Stored data:
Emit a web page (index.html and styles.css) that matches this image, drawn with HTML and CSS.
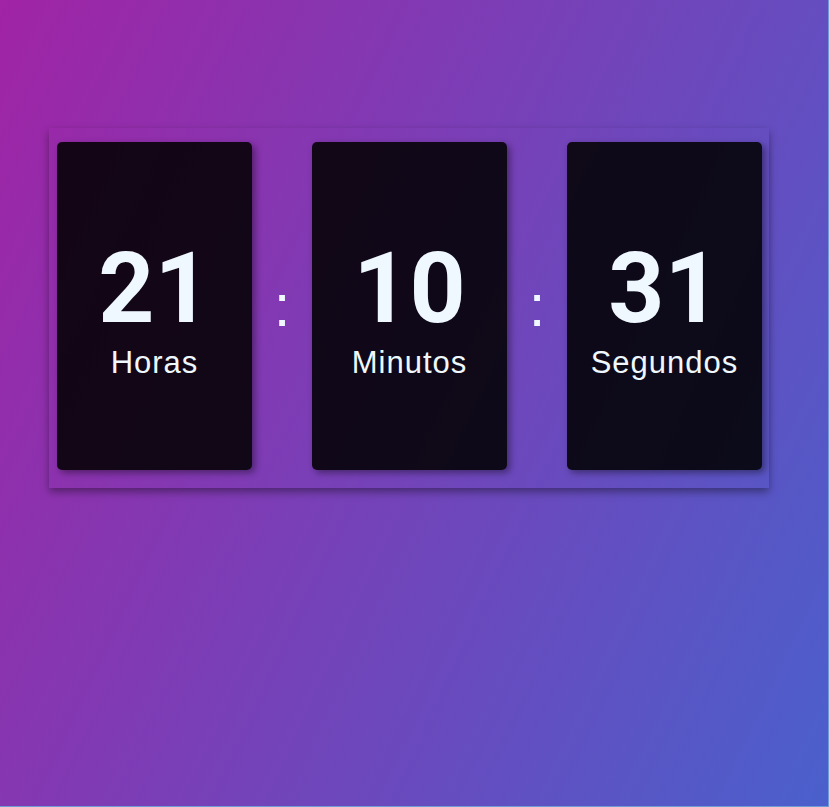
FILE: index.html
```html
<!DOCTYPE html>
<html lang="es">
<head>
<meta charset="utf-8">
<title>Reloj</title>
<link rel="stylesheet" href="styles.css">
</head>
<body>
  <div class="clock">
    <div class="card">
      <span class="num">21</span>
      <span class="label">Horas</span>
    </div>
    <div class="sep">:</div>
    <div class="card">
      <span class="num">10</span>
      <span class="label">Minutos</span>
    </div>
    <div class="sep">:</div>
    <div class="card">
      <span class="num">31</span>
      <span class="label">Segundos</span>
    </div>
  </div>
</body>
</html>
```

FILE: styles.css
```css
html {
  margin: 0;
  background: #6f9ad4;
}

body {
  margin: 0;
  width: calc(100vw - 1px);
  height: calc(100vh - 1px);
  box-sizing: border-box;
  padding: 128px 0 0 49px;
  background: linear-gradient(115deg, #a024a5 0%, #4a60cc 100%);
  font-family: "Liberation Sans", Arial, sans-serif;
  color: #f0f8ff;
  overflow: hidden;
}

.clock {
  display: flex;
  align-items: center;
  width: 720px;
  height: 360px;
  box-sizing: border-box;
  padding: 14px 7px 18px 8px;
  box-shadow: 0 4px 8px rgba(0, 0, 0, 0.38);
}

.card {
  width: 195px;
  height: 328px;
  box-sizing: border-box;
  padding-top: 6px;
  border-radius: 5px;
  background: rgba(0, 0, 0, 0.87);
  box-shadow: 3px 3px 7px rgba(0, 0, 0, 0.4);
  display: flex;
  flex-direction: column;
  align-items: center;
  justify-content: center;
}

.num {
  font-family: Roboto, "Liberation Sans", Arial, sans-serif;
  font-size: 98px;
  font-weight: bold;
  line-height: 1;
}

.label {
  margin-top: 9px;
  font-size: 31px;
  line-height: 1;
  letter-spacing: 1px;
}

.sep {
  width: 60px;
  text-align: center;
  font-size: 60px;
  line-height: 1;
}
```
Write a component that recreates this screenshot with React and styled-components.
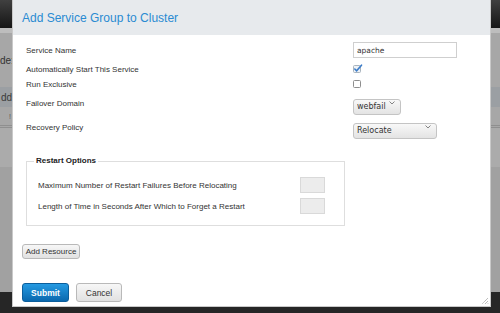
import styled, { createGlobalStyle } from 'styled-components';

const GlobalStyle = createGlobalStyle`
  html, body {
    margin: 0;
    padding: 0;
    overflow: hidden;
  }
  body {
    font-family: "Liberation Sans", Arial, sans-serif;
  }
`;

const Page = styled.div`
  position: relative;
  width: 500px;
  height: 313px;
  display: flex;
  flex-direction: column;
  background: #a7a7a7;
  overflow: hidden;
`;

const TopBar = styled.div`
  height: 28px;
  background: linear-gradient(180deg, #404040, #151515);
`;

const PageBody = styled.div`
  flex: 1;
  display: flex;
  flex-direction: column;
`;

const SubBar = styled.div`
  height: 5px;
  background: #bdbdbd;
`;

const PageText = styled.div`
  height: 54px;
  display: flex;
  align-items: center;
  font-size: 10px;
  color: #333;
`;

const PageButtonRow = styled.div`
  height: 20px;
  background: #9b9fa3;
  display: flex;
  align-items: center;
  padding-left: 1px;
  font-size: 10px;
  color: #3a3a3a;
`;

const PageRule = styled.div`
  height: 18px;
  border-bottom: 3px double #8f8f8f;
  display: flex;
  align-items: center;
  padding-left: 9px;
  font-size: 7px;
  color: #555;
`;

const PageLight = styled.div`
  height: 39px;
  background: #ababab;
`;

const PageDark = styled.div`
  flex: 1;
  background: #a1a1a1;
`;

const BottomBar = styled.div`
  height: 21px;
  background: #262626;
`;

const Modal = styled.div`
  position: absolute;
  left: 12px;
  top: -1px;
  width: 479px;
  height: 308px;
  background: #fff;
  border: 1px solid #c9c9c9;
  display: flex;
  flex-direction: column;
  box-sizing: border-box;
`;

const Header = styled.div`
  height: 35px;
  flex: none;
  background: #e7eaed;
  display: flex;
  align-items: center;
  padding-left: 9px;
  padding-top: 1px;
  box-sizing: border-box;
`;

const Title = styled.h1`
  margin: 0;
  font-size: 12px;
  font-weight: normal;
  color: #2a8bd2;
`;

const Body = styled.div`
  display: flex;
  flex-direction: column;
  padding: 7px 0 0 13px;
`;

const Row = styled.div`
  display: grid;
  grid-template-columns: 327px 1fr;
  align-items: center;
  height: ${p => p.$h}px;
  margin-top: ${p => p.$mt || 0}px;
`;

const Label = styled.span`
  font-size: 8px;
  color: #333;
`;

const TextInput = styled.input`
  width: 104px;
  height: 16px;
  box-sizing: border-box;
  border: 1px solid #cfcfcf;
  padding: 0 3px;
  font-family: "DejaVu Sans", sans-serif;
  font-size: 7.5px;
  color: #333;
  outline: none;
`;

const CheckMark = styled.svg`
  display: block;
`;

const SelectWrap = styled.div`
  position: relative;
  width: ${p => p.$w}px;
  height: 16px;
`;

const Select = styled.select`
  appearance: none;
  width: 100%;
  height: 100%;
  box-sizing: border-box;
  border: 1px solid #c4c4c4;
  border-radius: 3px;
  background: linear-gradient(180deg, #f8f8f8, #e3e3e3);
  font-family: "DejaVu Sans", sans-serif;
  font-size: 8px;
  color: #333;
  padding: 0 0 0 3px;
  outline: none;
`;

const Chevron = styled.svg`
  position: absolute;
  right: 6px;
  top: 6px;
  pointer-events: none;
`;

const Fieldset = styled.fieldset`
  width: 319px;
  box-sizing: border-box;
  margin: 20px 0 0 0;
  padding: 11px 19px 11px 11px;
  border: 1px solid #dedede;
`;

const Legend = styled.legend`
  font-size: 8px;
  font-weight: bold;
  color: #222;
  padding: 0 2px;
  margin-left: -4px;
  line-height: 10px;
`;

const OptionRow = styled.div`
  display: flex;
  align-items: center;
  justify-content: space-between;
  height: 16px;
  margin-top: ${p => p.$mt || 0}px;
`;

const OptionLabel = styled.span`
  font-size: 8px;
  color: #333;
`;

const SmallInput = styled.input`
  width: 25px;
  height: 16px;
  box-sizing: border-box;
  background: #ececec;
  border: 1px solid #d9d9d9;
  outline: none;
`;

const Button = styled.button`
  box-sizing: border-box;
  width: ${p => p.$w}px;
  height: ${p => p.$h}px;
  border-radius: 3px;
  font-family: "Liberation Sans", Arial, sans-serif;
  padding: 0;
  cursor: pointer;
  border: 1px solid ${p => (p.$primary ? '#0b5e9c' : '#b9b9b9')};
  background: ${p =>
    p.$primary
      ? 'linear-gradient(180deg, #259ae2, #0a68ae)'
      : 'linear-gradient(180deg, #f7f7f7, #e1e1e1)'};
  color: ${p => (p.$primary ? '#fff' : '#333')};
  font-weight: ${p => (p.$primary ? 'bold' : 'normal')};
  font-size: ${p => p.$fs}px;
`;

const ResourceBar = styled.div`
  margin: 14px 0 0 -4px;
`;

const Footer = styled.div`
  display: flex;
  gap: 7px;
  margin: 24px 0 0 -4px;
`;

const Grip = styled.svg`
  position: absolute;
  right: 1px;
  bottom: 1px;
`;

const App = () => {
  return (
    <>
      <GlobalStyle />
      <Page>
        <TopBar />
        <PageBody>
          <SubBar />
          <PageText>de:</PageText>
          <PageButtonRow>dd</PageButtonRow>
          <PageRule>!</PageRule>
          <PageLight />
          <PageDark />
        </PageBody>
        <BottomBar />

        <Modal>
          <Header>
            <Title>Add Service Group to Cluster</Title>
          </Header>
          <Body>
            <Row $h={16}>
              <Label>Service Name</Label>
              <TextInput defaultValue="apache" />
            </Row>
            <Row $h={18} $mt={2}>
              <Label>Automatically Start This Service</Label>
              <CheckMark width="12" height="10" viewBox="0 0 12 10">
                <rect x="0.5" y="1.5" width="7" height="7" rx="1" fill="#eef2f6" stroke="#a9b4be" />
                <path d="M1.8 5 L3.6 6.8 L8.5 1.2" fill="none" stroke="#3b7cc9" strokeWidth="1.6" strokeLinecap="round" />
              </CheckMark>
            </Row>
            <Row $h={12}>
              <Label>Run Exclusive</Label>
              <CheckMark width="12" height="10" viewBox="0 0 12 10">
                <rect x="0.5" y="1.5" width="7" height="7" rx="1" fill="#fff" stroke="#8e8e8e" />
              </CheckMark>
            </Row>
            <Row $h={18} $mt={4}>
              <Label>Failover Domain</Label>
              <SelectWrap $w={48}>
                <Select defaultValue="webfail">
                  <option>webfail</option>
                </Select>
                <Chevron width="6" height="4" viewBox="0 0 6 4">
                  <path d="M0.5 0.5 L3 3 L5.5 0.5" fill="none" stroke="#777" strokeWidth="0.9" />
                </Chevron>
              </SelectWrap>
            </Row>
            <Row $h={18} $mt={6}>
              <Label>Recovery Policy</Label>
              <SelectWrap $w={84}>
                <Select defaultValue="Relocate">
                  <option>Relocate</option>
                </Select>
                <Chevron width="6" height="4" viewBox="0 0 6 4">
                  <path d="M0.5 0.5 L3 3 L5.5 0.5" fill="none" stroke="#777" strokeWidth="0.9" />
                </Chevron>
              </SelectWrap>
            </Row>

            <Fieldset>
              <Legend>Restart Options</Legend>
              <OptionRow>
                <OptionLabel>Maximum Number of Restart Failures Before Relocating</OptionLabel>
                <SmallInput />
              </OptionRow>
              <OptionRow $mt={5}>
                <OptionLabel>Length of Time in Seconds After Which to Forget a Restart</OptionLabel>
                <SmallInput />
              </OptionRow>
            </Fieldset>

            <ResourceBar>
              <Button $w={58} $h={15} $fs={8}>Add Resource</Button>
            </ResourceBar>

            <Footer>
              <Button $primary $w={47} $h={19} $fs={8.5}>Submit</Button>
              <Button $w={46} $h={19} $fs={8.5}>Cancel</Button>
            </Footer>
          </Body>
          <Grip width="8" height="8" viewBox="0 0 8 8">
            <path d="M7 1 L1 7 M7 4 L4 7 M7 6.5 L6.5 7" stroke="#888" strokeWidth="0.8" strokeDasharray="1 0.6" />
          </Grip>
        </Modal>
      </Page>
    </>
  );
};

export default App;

### PROBLEM
From the entries, copy out each line containing the word "styles".

### FINAL ANSWER
Emit a web page (index.html and styles.css) that matches this image, drawn with HTML and CSS.
<link rel="stylesheet" href="styles.css">
FILE: styles.css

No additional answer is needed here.